If crowds are poor don’t blame the fans

  1. I’ve never quite understood the notion of sports organisations criticising fans for not turning up.

    Is it my ‘fault’ that I don’t want to pay to go see Madonna perform in New Zealand early next year? Could it be that I’m just not that big a fan if even a fan at all? Could it be that I don’t think the product is worth what it would cost to go? Isn’t this just a free market with basic supply and demand principles at play?

    The onus is on the performer (or in this case the NRL) to make me want to go and watch. You can’t just put on an event and tell people they must go; you have to give them enough to entice them to make their own choice to attend.

    There was criticism around the lack of crowd at the Sydney Cricket Ground at the weekend for the Rabbitohs v Dragons match. I heard respected rugby league journalists criticising the turn out as if it were the fans that hadn’t lived up to their end of the bargain. Sorry – that is rubbish. Fans will turn up if the product is good enough and the cost and experience you get when you attend is worthy of what you have to shell out. The NRL is charged with delivering a product that will cater to those tastes.

    The NRL needs to examine more closely why fans don’t attend rugby league matches the way some rival sports are supported. Blaming the fans you already have isn’t going to encourage those fans to attend more frequently. In fact it could have the opposite effect.

    I would suggest some of the reasons why crowds aren’t as big as everyone involved in the sport would like are among the following.

    Fans are over-saturated with games in Sydney. There are nine clubs located in the greater Sydney area – more than half of the teams in the competition. Naturally that means around half of all NRL games in a year are played in Sydney – over supply pushes down demand. The obvious solution is to increase the number of clubs elsewhere while even reducing the number of clubs in Sydney.

    Fans are over-stimulated from the recent State of Origin series. Origin has quickly exploded to huge proportions, dominating media coverage and consumption. With the series now concluded, regular season NRL takes a hit while people find their appetites again.

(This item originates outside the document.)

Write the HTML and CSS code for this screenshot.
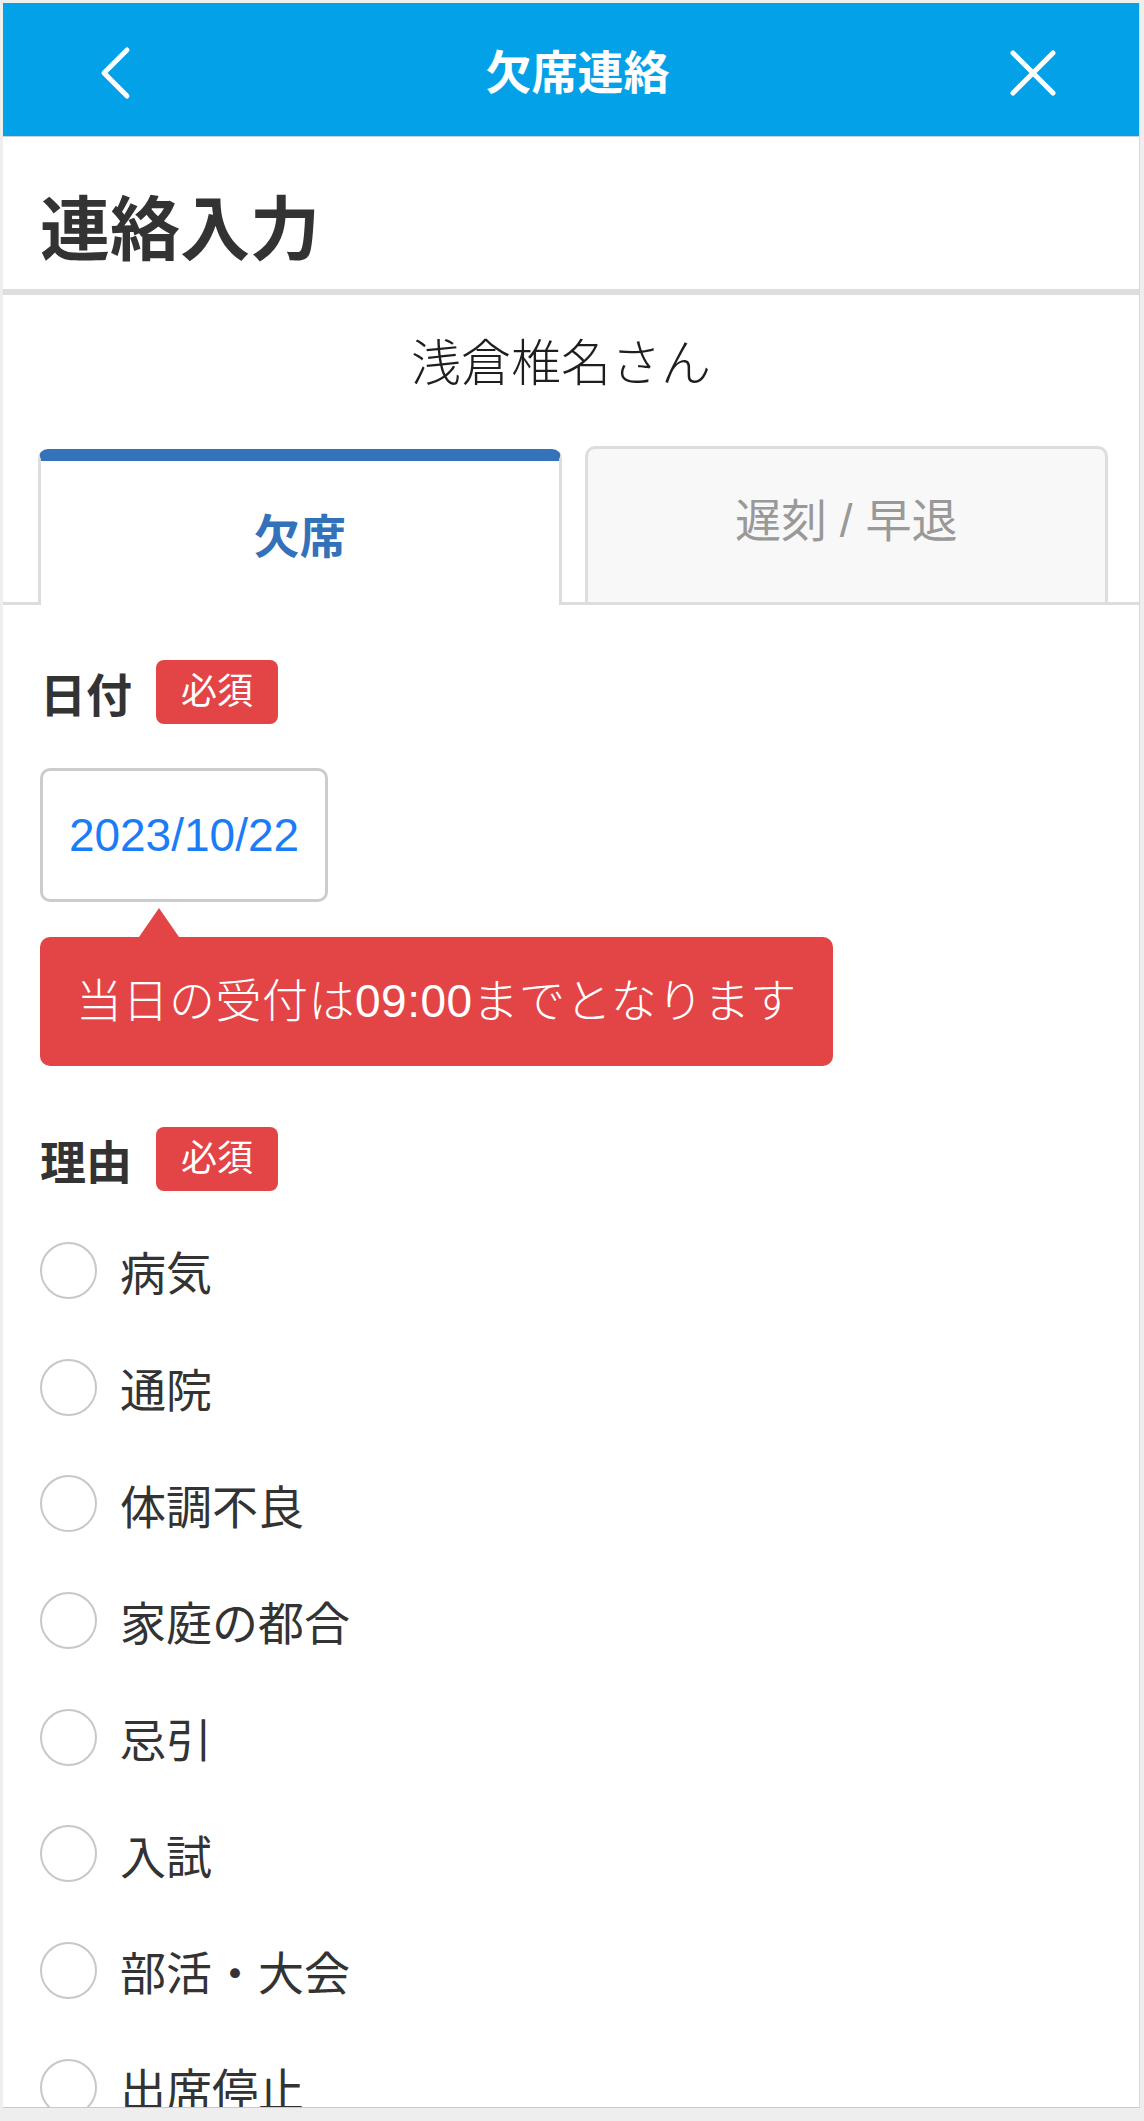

This is a major problem for the NRL and the future scheduling of Origin fixtures has been an ongoing discussion for the powers that run the sport.

    Some fans are disillusioned with the quality of the game, which may have led to a reduction in the number of active fans out there. Overly-structured football, wrestling, the removal of shoulder charges and fighting, refereeing standards, video referee and rule confusion are all contributing factors why some fans have given up on the game they used to love. The NRL has taken the stance of cleaning up the game to attract new audiences – but where is this new audience?

    The actual staging of games must be questioned as well. Bigger stadiums can lead to less atmosphere or connection to fans, high ticket prices, poor quality or expensive food and drink, over-priced replica apparel and too many different playing strips all play a part in this area as well.

    The bottom line is that if anyone needs to be blamed here for lower-than-expected interest in the sport it can only be directed at those that are charged with running it.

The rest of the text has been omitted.